— Start —
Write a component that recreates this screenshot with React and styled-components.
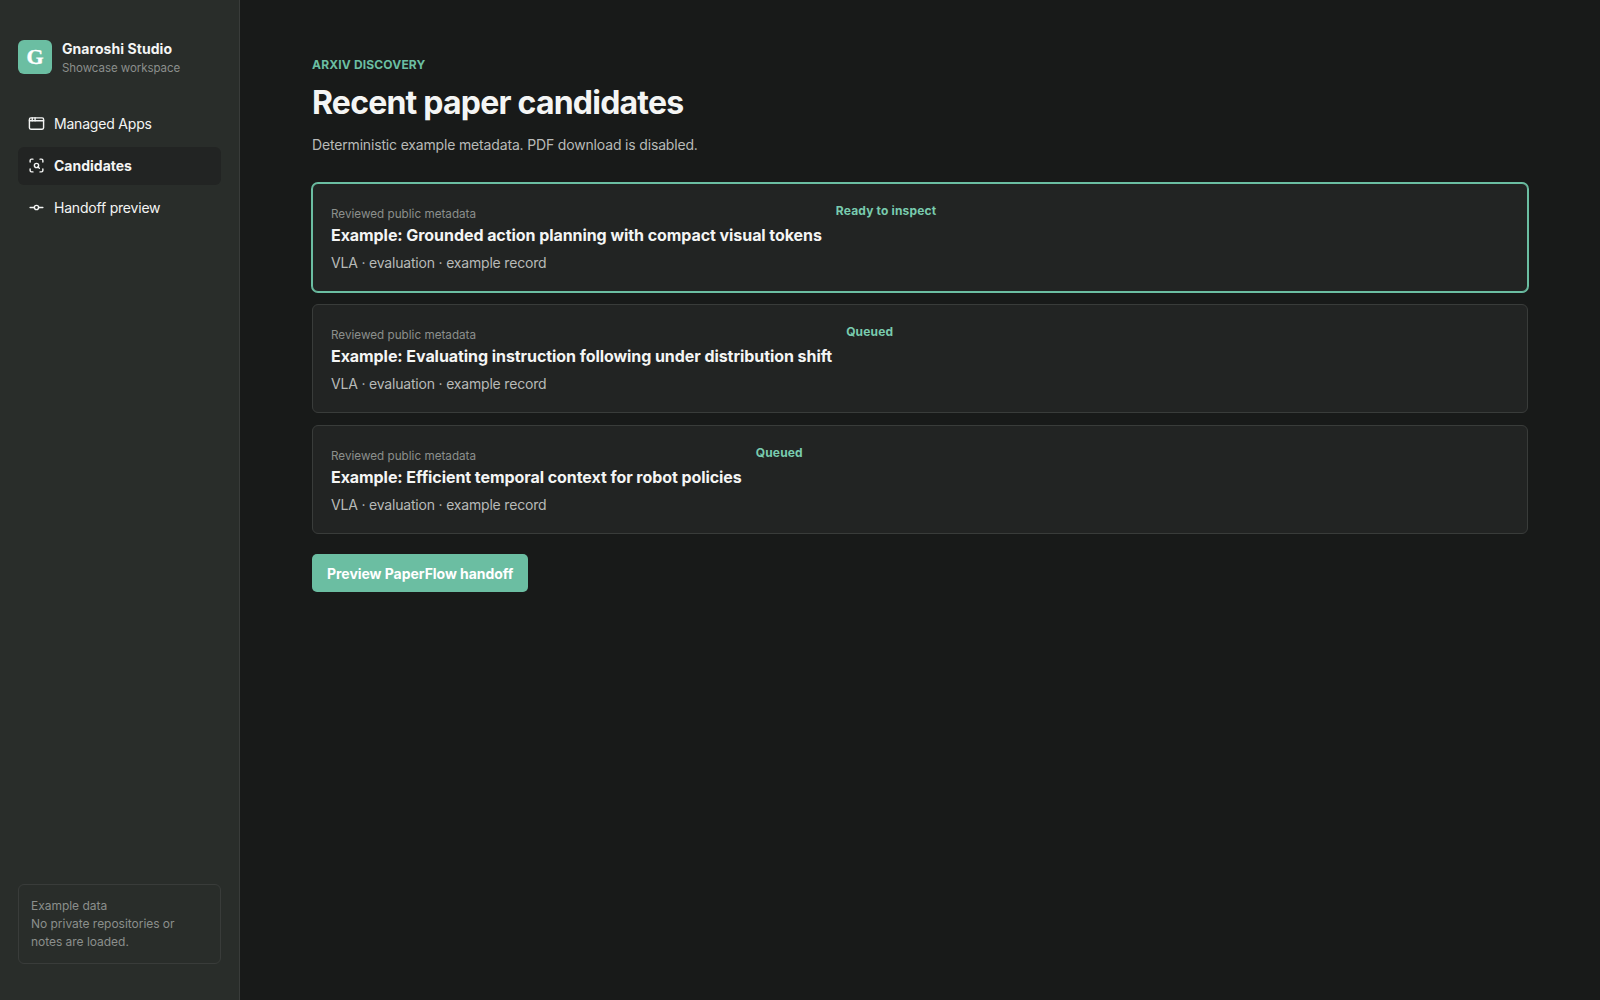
import React from "react";
import styled, { createGlobalStyle } from "styled-components";
import { AppWindow, ScanSearch, GitCommitHorizontal } from "lucide-react";

const color = {
  page: "#181a19",
  sidebar: "#292d2a",
  surface: "#222423",
  line: "#393c3a",
  accent: "#6bbea2",
  accentText: "#79cbae",
  text: "#f4f5f4",
  soft: "#b8bab8",
  muted: "#8b8f8c",
};

const GlobalStyle = createGlobalStyle`
  * {
    box-sizing: border-box;
  }
  body {
    margin: 0;
    background: ${color.page};
    color: ${color.text};
    font-family: Inter, "Liberation Sans", sans-serif;
    font-size: 14px;
    -webkit-font-smoothing: antialiased;
  }
  h1, h2, p {
    margin: 0;
  }
`;

const Layout = styled.div`
  display: grid;
  grid-template-columns: 240px 1fr;
  height: 100vh;
`;

const Sidebar = styled.aside`
  display: flex;
  flex-direction: column;
  padding: 40px 18px 36px;
  background: ${color.sidebar};
  border-right: 1px solid ${color.line};
`;

const Brand = styled.div`
  display: flex;
  align-items: center;
  gap: 10px;
  height: 34px;
  margin-bottom: 31px;
`;

const BrandMark = styled.div`
  display: grid;
  place-items: center;
  width: 34px;
  height: 34px;
  border-radius: 6px;
  background: ${color.accent};
  color: #fff;
  font: bold 22px/1 "Liberation Serif", serif;
  -webkit-text-stroke: 0.4px #fff;
`;

const BrandText = styled.div`
  display: flex;
  flex-direction: column;
  padding-top: 4px;

  .name {
    font-size: 14px;
    line-height: 18px;
    font-weight: 650;
    letter-spacing: 0.06px;
  }
  .workspace {
    font-size: 11.5px;
    line-height: 20px;
    letter-spacing: -0.05px;
    color: ${color.muted};
  }
`;

const Nav = styled.nav`
  display: flex;
  flex-direction: column;
  gap: 4px;
`;

const NavItem = styled.a`
  display: flex;
  align-items: center;
  gap: 9px;
  height: 38px;
  padding: 0 10px 2px;
  border-radius: 6px;
  font-size: 14px;
  font-weight: ${({ $active }) => ($active ? 650 : 400)};
  letter-spacing: ${({ $active }) => ($active ? "0" : "-0.2px")};
  background: ${({ $active }) => ($active ? color.surface : "transparent")};
`;

const Note = styled.div`
  margin-top: auto;
  padding: 12px;
  border: 1px solid ${color.line};
  border-radius: 6px;
  font-size: 12px;
  line-height: 18px;
  letter-spacing: -0.03px;
  color: ${color.muted};
`;

const Main = styled.main`
  padding: 56px 72px;
`;

const Eyebrow = styled.p`
  font-size: 12px;
  line-height: 18px;
  font-weight: 650;
  letter-spacing: 0.17px;
  color: ${color.accent};
`;

const Title = styled.h1`
  margin-top: 9px;
  font-size: 32px;
  line-height: 40px;
  font-weight: 700;
  letter-spacing: -0.78px;
`;

const Lead = styled.p`
  margin-top: 11px;
  font-size: 14px;
  line-height: 22px;
  letter-spacing: -0.165px;
  color: ${color.soft};
`;

const CardList = styled.div`
  display: flex;
  flex-direction: column;
  gap: 12px;
  margin-top: 27px;
`;

const Card = styled.article`
  display: flex;
  align-items: flex-start;
  gap: 14px;
  height: 109px;
  padding: 18px;
  border: 1px solid ${({ $selected }) => ($selected ? color.accent : color.line)};
  border-radius: 6px;
  background: ${color.surface};
  box-shadow: ${({ $selected }) => ($selected ? `0 0 0 1px ${color.accent}` : "none")};
`;

const CardBody = styled.div`
  padding-top: 3px;

  .source {
    font-size: 11.7px;
    line-height: 18px;
    color: ${color.muted};
  }
  h2 {
    font-size: 16px;
    line-height: 24px;
    font-weight: 650;
    letter-spacing: -0.065px;
  }
  .tags {
    margin-top: 5px;
    font-size: 14px;
    line-height: 22px;
    letter-spacing: -0.19px;
    color: ${color.soft};
  }
`;

const Status = styled.span`
  font-size: 12px;
  line-height: 18px;
  font-weight: 650;
  letter-spacing: 0.16px;
  color: ${color.accentText};
`;

const PrimaryButton = styled.button`
  height: 38px;
  margin-top: 20px;
  padding: 0 15px;
  border: 0;
  border-radius: 5px;
  background: ${color.accent};
  color: #fff;
  font-family: inherit;
  font-size: 14px;
  font-weight: 650;
  letter-spacing: -0.04px;
`;

const navItems = [
  { label: "Managed Apps", icon: AppWindow },
  { label: "Candidates", icon: ScanSearch, active: true },
  { label: "Handoff preview", icon: GitCommitHorizontal },
];

const papers = [
  {
    title: "Example: Grounded action planning with compact visual tokens",
    status: "Ready to inspect",
    selected: true,
  },
  {
    title: "Example: Evaluating instruction following under distribution shift",
    status: "Queued",
  },
  {
    title: "Example: Efficient temporal context for robot policies",
    status: "Queued",
  },
];

const App = () => {
  return (
    <>
      <GlobalStyle />
      <Layout>
        <Sidebar>
          <Brand>
            <BrandMark>G</BrandMark>
            <BrandText>
              <span className="name">Gnaroshi Studio</span>
              <span className="workspace">Showcase workspace</span>
            </BrandText>
          </Brand>
          <Nav>
            {navItems.map(({ label, icon: Icon, active }) => (
              <NavItem key={label} $active={active}>
                <Icon size={17} />
                <span>{label}</span>
              </NavItem>
            ))}
          </Nav>
          <Note>
            <p>Example data</p>
            <p>No private repositories or notes are loaded.</p>
          </Note>
        </Sidebar>
        <Main>
          <Eyebrow>ARXIV DISCOVERY</Eyebrow>
          <Title>Recent paper candidates</Title>
          <Lead>Deterministic example metadata. PDF download is disabled.</Lead>
          <CardList>
            {papers.map((paper) => (
              <Card key={paper.title} $selected={paper.selected}>
                <CardBody>
                  <p className="source">Reviewed public metadata</p>
                  <h2>{paper.title}</h2>
                  <p className="tags">VLA · evaluation · example record</p>
                </CardBody>
                <Status>{paper.status}</Status>
              </Card>
            ))}
          </CardList>
          <PrimaryButton>Preview PaperFlow handoff</PrimaryButton>
        </Main>
      </Layout>
    </>
  );
};

export default App;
— End —
Omit every picture while copying the listing above exactly.

Write a component that recreates this screenshot with React and styled-components.
import React from "react";
import styled, { createGlobalStyle } from "styled-components";
import { AppWindow, ScanSearch, GitCommitHorizontal } from "lucide-react";

const color = {
  page: "#181a19",
  sidebar: "#292d2a",
  surface: "#222423",
  line: "#393c3a",
  accent: "#6bbea2",
  accentText: "#79cbae",
  text: "#f4f5f4",
  soft: "#b8bab8",
  muted: "#8b8f8c",
};

const GlobalStyle = createGlobalStyle`
  * {
    box-sizing: border-box;
  }
  body {
    margin: 0;
    background: ${color.page};
    color: ${color.text};
    font-family: Inter, "Liberation Sans", sans-serif;
    font-size: 14px;
    -webkit-font-smoothing: antialiased;
  }
  h1, h2, p {
    margin: 0;
  }
`;

const Layout = styled.div`
  display: grid;
  grid-template-columns: 240px 1fr;
  height: 100vh;
`;

const Sidebar = styled.aside`
  display: flex;
  flex-direction: column;
  padding: 40px 18px 36px;
  background: ${color.sidebar};
  border-right: 1px solid ${color.line};
`;

const Brand = styled.div`
  display: flex;
  align-items: center;
  gap: 10px;
  height: 34px;
  margin-bottom: 31px;
`;

const BrandMark = styled.div`
  display: grid;
  place-items: center;
  width: 34px;
  height: 34px;
  border-radius: 6px;
  background: ${color.accent};
  color: #fff;
  font: bold 22px/1 "Liberation Serif", serif;
  -webkit-text-stroke: 0.4px #fff;
`;

const BrandText = styled.div`
  display: flex;
  flex-direction: column;
  padding-top: 4px;

  .name {
    font-size: 14px;
    line-height: 18px;
    font-weight: 650;
    letter-spacing: 0.06px;
  }
  .workspace {
    font-size: 11.5px;
    line-height: 20px;
    letter-spacing: -0.05px;
    color: ${color.muted};
  }
`;

const Nav = styled.nav`
  display: flex;
  flex-direction: column;
  gap: 4px;
`;

const NavItem = styled.a`
  display: flex;
  align-items: center;
  gap: 9px;
  height: 38px;
  padding: 0 10px 2px;
  border-radius: 6px;
  font-size: 14px;
  font-weight: ${({ $active }) => ($active ? 650 : 400)};
  letter-spacing: ${({ $active }) => ($active ? "0" : "-0.2px")};
  background: ${({ $active }) => ($active ? color.surface : "transparent")};
`;

const Note = styled.div`
  margin-top: auto;
  padding: 12px;
  border: 1px solid ${color.line};
  border-radius: 6px;
  font-size: 12px;
  line-height: 18px;
  letter-spacing: -0.03px;
  color: ${color.muted};
`;

const Main = styled.main`
  padding: 56px 72px;
`;

const Eyebrow = styled.p`
  font-size: 12px;
  line-height: 18px;
  font-weight: 650;
  letter-spacing: 0.17px;
  color: ${color.accent};
`;

const Title = styled.h1`
  margin-top: 9px;
  font-size: 32px;
  line-height: 40px;
  font-weight: 700;
  letter-spacing: -0.78px;
`;

const Lead = styled.p`
  margin-top: 11px;
  font-size: 14px;
  line-height: 22px;
  letter-spacing: -0.165px;
  color: ${color.soft};
`;

const CardList = styled.div`
  display: flex;
  flex-direction: column;
  gap: 12px;
  margin-top: 27px;
`;

const Card = styled.article`
  display: flex;
  align-items: flex-start;
  gap: 14px;
  height: 109px;
  padding: 18px;
  border: 1px solid ${({ $selected }) => ($selected ? color.accent : color.line)};
  border-radius: 6px;
  background: ${color.surface};
  box-shadow: ${({ $selected }) => ($selected ? `0 0 0 1px ${color.accent}` : "none")};
`;

const CardBody = styled.div`
  padding-top: 3px;

  .source {
    font-size: 11.7px;
    line-height: 18px;
    color: ${color.muted};
  }
  h2 {
    font-size: 16px;
    line-height: 24px;
    font-weight: 650;
    letter-spacing: -0.065px;
  }
  .tags {
    margin-top: 5px;
    font-size: 14px;
    line-height: 22px;
    letter-spacing: -0.19px;
    color: ${color.soft};
  }
`;

const Status = styled.span`
  font-size: 12px;
  line-height: 18px;
  font-weight: 650;
  letter-spacing: 0.16px;
  color: ${color.accentText};
`;

const PrimaryButton = styled.button`
  height: 38px;
  margin-top: 20px;
  padding: 0 15px;
  border: 0;
  border-radius: 5px;
  background: ${color.accent};
  color: #fff;
  font-family: inherit;
  font-size: 14px;
  font-weight: 650;
  letter-spacing: -0.04px;
`;

const navItems = [
  { label: "Managed Apps", icon: AppWindow },
  { label: "Candidates", icon: ScanSearch, active: true },
  { label: "Handoff preview", icon: GitCommitHorizontal },
];

const papers = [
  {
    title: "Example: Grounded action planning with compact visual tokens",
    status: "Ready to inspect",
    selected: true,
  },
  {
    title: "Example: Evaluating instruction following under distribution shift",
    status: "Queued",
  },
  {
    title: "Example: Efficient temporal context for robot policies",
    status: "Queued",
  },
];

const App = () => {
  return (
    <>
      <GlobalStyle />
      <Layout>
        <Sidebar>
          <Brand>
            <BrandMark>G</BrandMark>
            <BrandText>
              <span className="name">Gnaroshi Studio</span>
              <span className="workspace">Showcase workspace</span>
            </BrandText>
          </Brand>
          <Nav>
            {navItems.map(({ label, icon: Icon, active }) => (
              <NavItem key={label} $active={active}>
                <Icon size={17} />
                <span>{label}</span>
              </NavItem>
            ))}
          </Nav>
          <Note>
            <p>Example data</p>
            <p>No private repositories or notes are loaded.</p>
          </Note>
        </Sidebar>
        <Main>
          <Eyebrow>ARXIV DISCOVERY</Eyebrow>
          <Title>Recent paper candidates</Title>
          <Lead>Deterministic example metadata. PDF download is disabled.</Lead>
          <CardList>
            {papers.map((paper) => (
              <Card key={paper.title} $selected={paper.selected}>
                <CardBody>
                  <p className="source">Reviewed public metadata</p>
                  <h2>{paper.title}</h2>
                  <p className="tags">VLA · evaluation · example record</p>
                </CardBody>
                <Status>{paper.status}</Status>
              </Card>
            ))}
          </CardList>
          <PrimaryButton>Preview PaperFlow handoff</PrimaryButton>
        </Main>
      </Layout>
    </>
  );
};

export default App;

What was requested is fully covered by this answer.